Listen to your customers
As important as it is to build a dialogue with your employees, it is just as important to build a dialogue with your customers. And sometimes you learn through those conversations that you need to change course.
“We were in a head-to-head competition around some strategy work,” Kolar says. “The client came back to us and said, ‘We’re going to go with Booz & Co. (now Strategy&), on the strategy piece. But we know we’re going to need you for the execution.’”
The client wasn’t excited about splitting up the two phases of work, but didn’t see an alternative.
“There were elements about what Booz brought with strategy, but it lacked the execution side and the ability to help the organization with execution,” Kolar says. “And they liked elements of our strategy, but the Booz consultants maybe had a little more experience in the industry. They had to make a choice.”
Actually, the client did not have to make a choice. PwC bought Strategy& and eliminated the need for anything to be split up.
You talk to your employees about change and you must do the same with your customers.
“It’s soliciting feedback from clients on how you’re doing and how you can adapt,” Kolar says. “Sitting down at the end of a project and talking about what you delivered and how that experience was. How do you interact? Do you understand the culture and the business environment? Our strategy gets to customization and adaptation. We need to know our clients well. We need to know their culture to help really deliver the solutions they are looking for that can be implemented and executed.”
Make an impact
in your community
Kolar looks at his job in the context of three areas representing three different groups that he needs to be thinking about as the leader of his firm.
“You have to watch the balance from time to time as sometimes, it requires more in one area than the other,” Kolar says.
There are your employees, your clients and then there is the community where you do business.
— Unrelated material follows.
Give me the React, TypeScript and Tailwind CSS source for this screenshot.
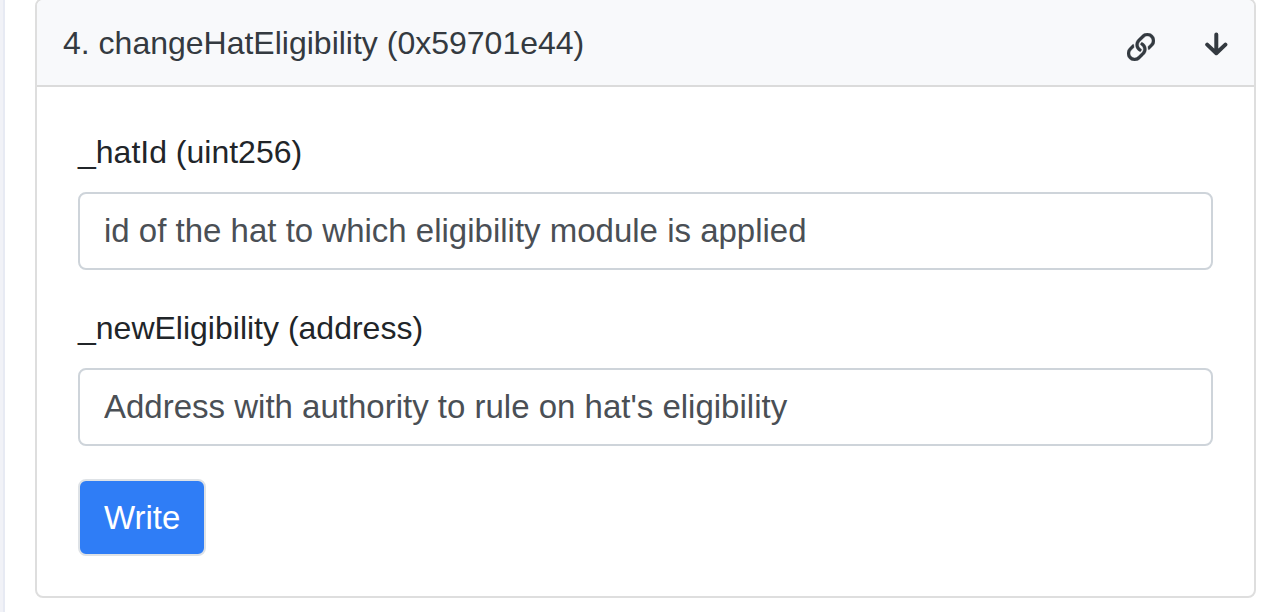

“You have to give that a high level of importance too,” Kolar says. “All of those areas, if you get out of kilter on any one of them, you find yourself reacting. So you have to continually make sure there is emphasis on all three. When you look at community, it’s not just about involvement. It’s about impact.”
It may not always seem like community should be a key part of your business strategy. It’s what you do outside of work when you need a break from the day-to-day grind. But Kolar says it’s actually much more than that.
At PwC, it’s about helping people, especially the younger ones, understand the value of financial literacy.
“It’s helping bring education around financial matters and getting the youth in our schools to really think about budgeting, college, finances — all the things that weren’t there five or seven years ago when we went through the downturn,” Kolar says.
“People made financial decisions that were disastrous in many respects. A CEO I knew when I was in Orange County had a philosophy. He said, ‘If you find the time for the community, everything else finds its way of filling in.’ I haven’t taken that 100 percent to heart, but I have found a lot of time for community in the communities I’ve lived in.”
Kolar believes leaders should feel a responsibility to create balance in the lives of their employees and make sure they have time to give back to causes outside of their day-to-day schedules that matter to them.
“It’s that balance that people are looking for,” Kolar says. “Are they valued by clients? Do they feel like they are making a great contribution to them? Are they valued within the organization? Are they developing? Are they valued by the community and are they giving back and making an impact? It’s that balance that is so important.”
Kolar says the landscape will continue to evolve and both leaders and businesses will need to continue to adapt to keep pace with the changes.
“It’s going to require expertise we have today and expertise we’ll need to have tomorrow,” Kolar says. “The foundation for all of that is making yourself accessible and being honest.” ●
- Be intentional about being approachable.
- Find new ways to help customers.
- Be responsible stewards in your community.